Given exercise:
Quote, verbatim, all material below, without pictures.
** Begin Collected material **
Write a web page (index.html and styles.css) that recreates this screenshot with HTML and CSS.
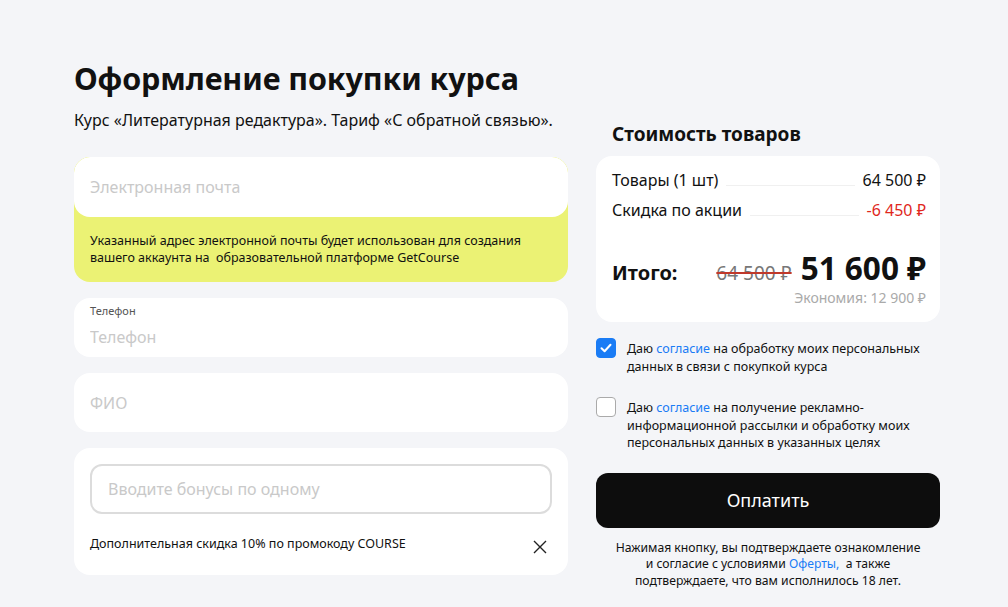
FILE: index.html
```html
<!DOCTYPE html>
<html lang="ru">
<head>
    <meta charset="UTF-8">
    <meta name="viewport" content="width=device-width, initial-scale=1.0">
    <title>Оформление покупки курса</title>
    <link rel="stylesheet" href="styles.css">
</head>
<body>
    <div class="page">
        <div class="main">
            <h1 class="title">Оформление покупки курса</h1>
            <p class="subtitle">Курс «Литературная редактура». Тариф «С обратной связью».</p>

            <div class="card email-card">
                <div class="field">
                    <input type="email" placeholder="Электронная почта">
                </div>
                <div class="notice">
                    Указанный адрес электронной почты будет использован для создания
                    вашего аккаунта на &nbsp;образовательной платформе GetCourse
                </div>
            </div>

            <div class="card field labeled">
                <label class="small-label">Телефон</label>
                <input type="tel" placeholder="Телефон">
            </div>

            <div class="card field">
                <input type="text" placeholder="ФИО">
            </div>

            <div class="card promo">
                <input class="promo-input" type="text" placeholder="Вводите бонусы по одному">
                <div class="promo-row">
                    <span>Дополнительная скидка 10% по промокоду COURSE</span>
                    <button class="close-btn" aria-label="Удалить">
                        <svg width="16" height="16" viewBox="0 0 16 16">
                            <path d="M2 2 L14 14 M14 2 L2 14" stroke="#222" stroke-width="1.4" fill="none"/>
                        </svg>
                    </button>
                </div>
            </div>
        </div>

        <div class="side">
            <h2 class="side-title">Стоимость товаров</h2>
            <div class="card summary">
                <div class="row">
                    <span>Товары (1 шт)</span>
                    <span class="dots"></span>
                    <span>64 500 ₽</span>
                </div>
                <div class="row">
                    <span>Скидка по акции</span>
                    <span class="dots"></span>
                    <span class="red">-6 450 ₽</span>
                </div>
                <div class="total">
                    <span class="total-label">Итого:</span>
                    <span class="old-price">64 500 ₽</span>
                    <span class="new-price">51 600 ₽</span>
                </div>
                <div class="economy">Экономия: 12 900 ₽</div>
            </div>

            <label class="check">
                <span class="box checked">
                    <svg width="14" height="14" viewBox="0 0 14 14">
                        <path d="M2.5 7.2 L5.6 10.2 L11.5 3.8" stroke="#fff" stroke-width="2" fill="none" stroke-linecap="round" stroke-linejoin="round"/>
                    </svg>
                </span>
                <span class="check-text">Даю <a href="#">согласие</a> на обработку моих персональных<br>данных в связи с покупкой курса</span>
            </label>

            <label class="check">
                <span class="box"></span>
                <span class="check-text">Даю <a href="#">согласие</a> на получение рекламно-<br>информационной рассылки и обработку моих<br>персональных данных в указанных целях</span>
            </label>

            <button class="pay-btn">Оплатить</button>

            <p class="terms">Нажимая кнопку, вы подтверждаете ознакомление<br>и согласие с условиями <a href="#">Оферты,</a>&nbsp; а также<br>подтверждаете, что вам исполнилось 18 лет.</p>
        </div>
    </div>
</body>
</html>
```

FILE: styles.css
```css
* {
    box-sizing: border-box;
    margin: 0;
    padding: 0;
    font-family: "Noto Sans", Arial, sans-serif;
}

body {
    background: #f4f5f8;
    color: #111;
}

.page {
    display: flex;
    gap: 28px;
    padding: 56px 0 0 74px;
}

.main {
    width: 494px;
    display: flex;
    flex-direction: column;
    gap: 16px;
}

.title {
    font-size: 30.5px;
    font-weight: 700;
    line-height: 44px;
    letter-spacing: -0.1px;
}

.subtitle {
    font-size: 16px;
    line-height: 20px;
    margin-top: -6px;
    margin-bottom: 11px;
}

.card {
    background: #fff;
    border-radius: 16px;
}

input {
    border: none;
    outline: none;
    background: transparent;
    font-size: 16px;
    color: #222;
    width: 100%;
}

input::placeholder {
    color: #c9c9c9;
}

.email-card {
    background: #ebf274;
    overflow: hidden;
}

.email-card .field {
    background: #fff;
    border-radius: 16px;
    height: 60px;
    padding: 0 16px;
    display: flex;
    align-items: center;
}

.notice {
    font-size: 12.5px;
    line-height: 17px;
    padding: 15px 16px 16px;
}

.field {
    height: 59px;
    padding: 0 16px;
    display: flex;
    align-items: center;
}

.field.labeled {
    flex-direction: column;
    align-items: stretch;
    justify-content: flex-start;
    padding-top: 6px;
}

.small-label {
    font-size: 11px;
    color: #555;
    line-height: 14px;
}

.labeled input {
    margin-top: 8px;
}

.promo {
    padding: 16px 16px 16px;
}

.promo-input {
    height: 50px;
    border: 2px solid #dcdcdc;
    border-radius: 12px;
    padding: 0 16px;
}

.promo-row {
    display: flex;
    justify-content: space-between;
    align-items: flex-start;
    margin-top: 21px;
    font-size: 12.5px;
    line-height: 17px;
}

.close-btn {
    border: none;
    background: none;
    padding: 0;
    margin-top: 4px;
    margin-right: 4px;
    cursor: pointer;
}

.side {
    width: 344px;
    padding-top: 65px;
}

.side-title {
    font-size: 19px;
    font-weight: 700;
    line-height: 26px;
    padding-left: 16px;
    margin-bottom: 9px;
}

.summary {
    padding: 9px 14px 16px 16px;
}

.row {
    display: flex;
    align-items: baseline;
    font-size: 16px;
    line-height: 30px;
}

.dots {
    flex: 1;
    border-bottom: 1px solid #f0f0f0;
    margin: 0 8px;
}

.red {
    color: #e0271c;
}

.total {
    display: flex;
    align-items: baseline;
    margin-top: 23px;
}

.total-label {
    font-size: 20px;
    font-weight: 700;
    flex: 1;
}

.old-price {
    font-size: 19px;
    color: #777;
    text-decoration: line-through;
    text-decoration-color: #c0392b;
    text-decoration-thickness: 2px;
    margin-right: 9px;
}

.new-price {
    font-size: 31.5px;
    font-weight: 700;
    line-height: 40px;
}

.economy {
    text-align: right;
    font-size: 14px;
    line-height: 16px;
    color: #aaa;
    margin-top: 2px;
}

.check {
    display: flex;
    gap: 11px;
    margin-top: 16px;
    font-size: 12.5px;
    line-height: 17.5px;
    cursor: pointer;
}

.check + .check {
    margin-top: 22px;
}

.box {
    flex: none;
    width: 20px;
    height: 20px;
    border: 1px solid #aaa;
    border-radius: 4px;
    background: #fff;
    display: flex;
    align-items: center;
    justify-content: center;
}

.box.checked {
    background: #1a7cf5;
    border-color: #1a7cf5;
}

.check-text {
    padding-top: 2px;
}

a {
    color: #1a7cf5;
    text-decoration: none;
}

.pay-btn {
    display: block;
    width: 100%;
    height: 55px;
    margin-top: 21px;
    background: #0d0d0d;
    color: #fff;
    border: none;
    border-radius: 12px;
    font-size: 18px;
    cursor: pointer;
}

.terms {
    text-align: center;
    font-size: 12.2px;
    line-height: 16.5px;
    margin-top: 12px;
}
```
** End Collected material **
Reply to the exercise:
Write a web page (index.html and styles.css) that recreates this screenshot with HTML and CSS.
FILE: index.html
```html
<!DOCTYPE html>
<html lang="ru">
<head>
    <meta charset="UTF-8">
    <meta name="viewport" content="width=device-width, initial-scale=1.0">
    <title>Оформление покупки курса</title>
    <link rel="stylesheet" href="styles.css">
</head>
<body>
    <div class="page">
        <div class="main">
            <h1 class="title">Оформление покупки курса</h1>
            <p class="subtitle">Курс «Литературная редактура». Тариф «С обратной связью».</p>

            <div class="card email-card">
                <div class="field">
                    <input type="email" placeholder="Электронная почта">
                </div>
                <div class="notice">
                    Указанный адрес электронной почты будет использован для создания
                    вашего аккаунта на &nbsp;образовательной платформе GetCourse
                </div>
            </div>

            <div class="card field labeled">
                <label class="small-label">Телефон</label>
                <input type="tel" placeholder="Телефон">
            </div>

            <div class="card field">
                <input type="text" placeholder="ФИО">
            </div>

            <div class="card promo">
                <input class="promo-input" type="text" placeholder="Вводите бонусы по одному">
                <div class="promo-row">
                    <span>Дополнительная скидка 10% по промокоду COURSE</span>
                    <button class="close-btn" aria-label="Удалить">
                        <svg width="16" height="16" viewBox="0 0 16 16">
                            <path d="M2 2 L14 14 M14 2 L2 14" stroke="#222" stroke-width="1.4" fill="none"/>
                        </svg>
                    </button>
                </div>
            </div>
        </div>

        <div class="side">
            <h2 class="side-title">Стоимость товаров</h2>
            <div class="card summary">
                <div class="row">
                    <span>Товары (1 шт)</span>
                    <span class="dots"></span>
                    <span>64 500 ₽</span>
                </div>
                <div class="row">
                    <span>Скидка по акции</span>
                    <span class="dots"></span>
                    <span class="red">-6 450 ₽</span>
                </div>
                <div class="total">
                    <span class="total-label">Итого:</span>
                    <span class="old-price">64 500 ₽</span>
                    <span class="new-price">51 600 ₽</span>
                </div>
                <div class="economy">Экономия: 12 900 ₽</div>
            </div>

            <label class="check">
                <span class="box checked">
                    <svg width="14" height="14" viewBox="0 0 14 14">
                        <path d="M2.5 7.2 L5.6 10.2 L11.5 3.8" stroke="#fff" stroke-width="2" fill="none" stroke-linecap="round" stroke-linejoin="round"/>
                    </svg>
                </span>
                <span class="check-text">Даю <a href="#">согласие</a> на обработку моих персональных<br>данных в связи с покупкой курса</span>
            </label>

            <label class="check">
                <span class="box"></span>
                <span class="check-text">Даю <a href="#">согласие</a> на получение рекламно-<br>информационной рассылки и обработку моих<br>персональных данных в указанных целях</span>
            </label>

            <button class="pay-btn">Оплатить</button>

            <p class="terms">Нажимая кнопку, вы подтверждаете ознакомление<br>и согласие с условиями <a href="#">Оферты,</a>&nbsp; а также<br>подтверждаете, что вам исполнилось 18 лет.</p>
        </div>
    </div>
</body>
</html>
```

FILE: styles.css
```css
* {
    box-sizing: border-box;
    margin: 0;
    padding: 0;
    font-family: "Noto Sans", Arial, sans-serif;
}

body {
    background: #f4f5f8;
    color: #111;
}

.page {
    display: flex;
    gap: 28px;
    padding: 56px 0 0 74px;
}

.main {
    width: 494px;
    display: flex;
    flex-direction: column;
    gap: 16px;
}

.title {
    font-size: 30.5px;
    font-weight: 700;
    line-height: 44px;
    letter-spacing: -0.1px;
}

.subtitle {
    font-size: 16px;
    line-height: 20px;
    margin-top: -6px;
    margin-bottom: 11px;
}

.card {
    background: #fff;
    border-radius: 16px;
}

input {
    border: none;
    outline: none;
    background: transparent;
    font-size: 16px;
    color: #222;
    width: 100%;
}

input::placeholder {
    color: #c9c9c9;
}

.email-card {
    background: #ebf274;
    overflow: hidden;
}

.email-card .field {
    background: #fff;
    border-radius: 16px;
    height: 60px;
    padding: 0 16px;
    display: flex;
    align-items: center;
}

.notice {
    font-size: 12.5px;
    line-height: 17px;
    padding: 15px 16px 16px;
}

.field {
    height: 59px;
    padding: 0 16px;
    display: flex;
    align-items: center;
}

.field.labeled {
    flex-direction: column;
    align-items: stretch;
    justify-content: flex-start;
    padding-top: 6px;
}

.small-label {
    font-size: 11px;
    color: #555;
    line-height: 14px;
}

.labeled input {
    margin-top: 8px;
}

.promo {
    padding: 16px 16px 16px;
}

.promo-input {
    height: 50px;
    border: 2px solid #dcdcdc;
    border-radius: 12px;
    padding: 0 16px;
}

.promo-row {
    display: flex;
    justify-content: space-between;
    align-items: flex-start;
    margin-top: 21px;
    font-size: 12.5px;
    line-height: 17px;
}

.close-btn {
    border: none;
    background: none;
    padding: 0;
    margin-top: 4px;
    margin-right: 4px;
    cursor: pointer;
}

.side {
    width: 344px;
    padding-top: 65px;
}

.side-title {
    font-size: 19px;
    font-weight: 700;
    line-height: 26px;
    padding-left: 16px;
    margin-bottom: 9px;
}

.summary {
    padding: 9px 14px 16px 16px;
}

.row {
    display: flex;
    align-items: baseline;
    font-size: 16px;
    line-height: 30px;
}

.dots {
    flex: 1;
    border-bottom: 1px solid #f0f0f0;
    margin: 0 8px;
}

.red {
    color: #e0271c;
}

.total {
    display: flex;
    align-items: baseline;
    margin-top: 23px;
}

.total-label {
    font-size: 20px;
    font-weight: 700;
    flex: 1;
}

.old-price {
    font-size: 19px;
    color: #777;
    text-decoration: line-through;
    text-decoration-color: #c0392b;
    text-decoration-thickness: 2px;
    margin-right: 9px;
}

.new-price {
    font-size: 31.5px;
    font-weight: 700;
    line-height: 40px;
}

.economy {
    text-align: right;
    font-size: 14px;
    line-height: 16px;
    color: #aaa;
    margin-top: 2px;
}

.check {
    display: flex;
    gap: 11px;
    margin-top: 16px;
    font-size: 12.5px;
    line-height: 17.5px;
    cursor: pointer;
}

.check + .check {
    margin-top: 22px;
}

.box {
    flex: none;
    width: 20px;
    height: 20px;
    border: 1px solid #aaa;
    border-radius: 4px;
    background: #fff;
    display: flex;
    align-items: center;
    justify-content: center;
}

.box.checked {
    background: #1a7cf5;
    border-color: #1a7cf5;
}

.check-text {
    padding-top: 2px;
}

a {
    color: #1a7cf5;
    text-decoration: none;
}

.pay-btn {
    display: block;
    width: 100%;
    height: 55px;
    margin-top: 21px;
    background: #0d0d0d;
    color: #fff;
    border: none;
    border-radius: 12px;
    font-size: 18px;
    cursor: pointer;
}

.terms {
    text-align: center;
    font-size: 12.2px;
    line-height: 16.5px;
    margin-top: 12px;
}
```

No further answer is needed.